7. Duties of Project Supervisor for the Construction Stage (PSCS)
(i) Co-ordination and implementation of Construction Regulations by Contractors and reporting of accidents to the HSA.
(ii) Organise co-operation between Contractors.
(iii) Notify HSA before construction work commences where it is likely to take more than 500 person days or 30 working days.
(iv) Provide information to the Site Safety Representative.
(v) Co-ordinate the checking of safe working procedures.
(vi) Co-ordinate arrangements to ensure Safe Pass cards etc.
(vii) Appoint a Safety Advisor where there are more than 100 on site.
(viii) Provide all necessary Safety File information to the PSDS.
(ix) Monitor compliance of Contractors on site and take corrective action where necessary.
(x) Issue where necessary directions to Designers or Contractors.
All of the foregoing can be viewed on the HSA’s website where they have provided guidance documents for home owners (clients) and contractors.

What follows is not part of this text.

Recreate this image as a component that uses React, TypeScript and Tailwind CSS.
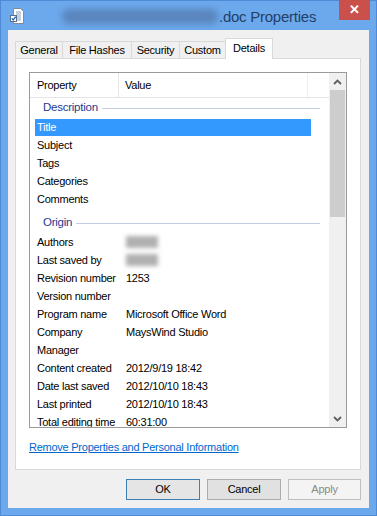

It is important to note that for straightforward jobs i.e. less than 30 working days or less than 500 person days the duty on the homeowner is merely to ensure that the contractor is competent. In the case of a contract exceeding 30 working days or 500 person days or where there is a “particular risk”, or two or more contractors, then the homeowner needs to appoint a PSDP and PSCS. The PSDP will be obliged to produce a Safety File which the homeowner retains and makes available to anyone carrying out work in the future.
Clearly these new additional costs will now be reflected in the rates charged by contractors and where homeowners appoint a competent person in the role of Project Supervisor Design Process it would normally involve an Architect or Engineer and again there is an added cost. The question is whether this cost forms part of fees under an Insurance Policy and I would suggest that it would fall under the category of “scope of works” or “supervisory fees necessarily incurred”.
Again from an insurance claim’s perspective, it would be interesting to see how those Insurers who exercise the option to reinstate (managed repair etc.) will deal with the matter as in essence the onus or duty is on the homeowner to appoint a Project Supervisor for the design stage (PSDP) and Project Supervisor for the construction stage (PSCS).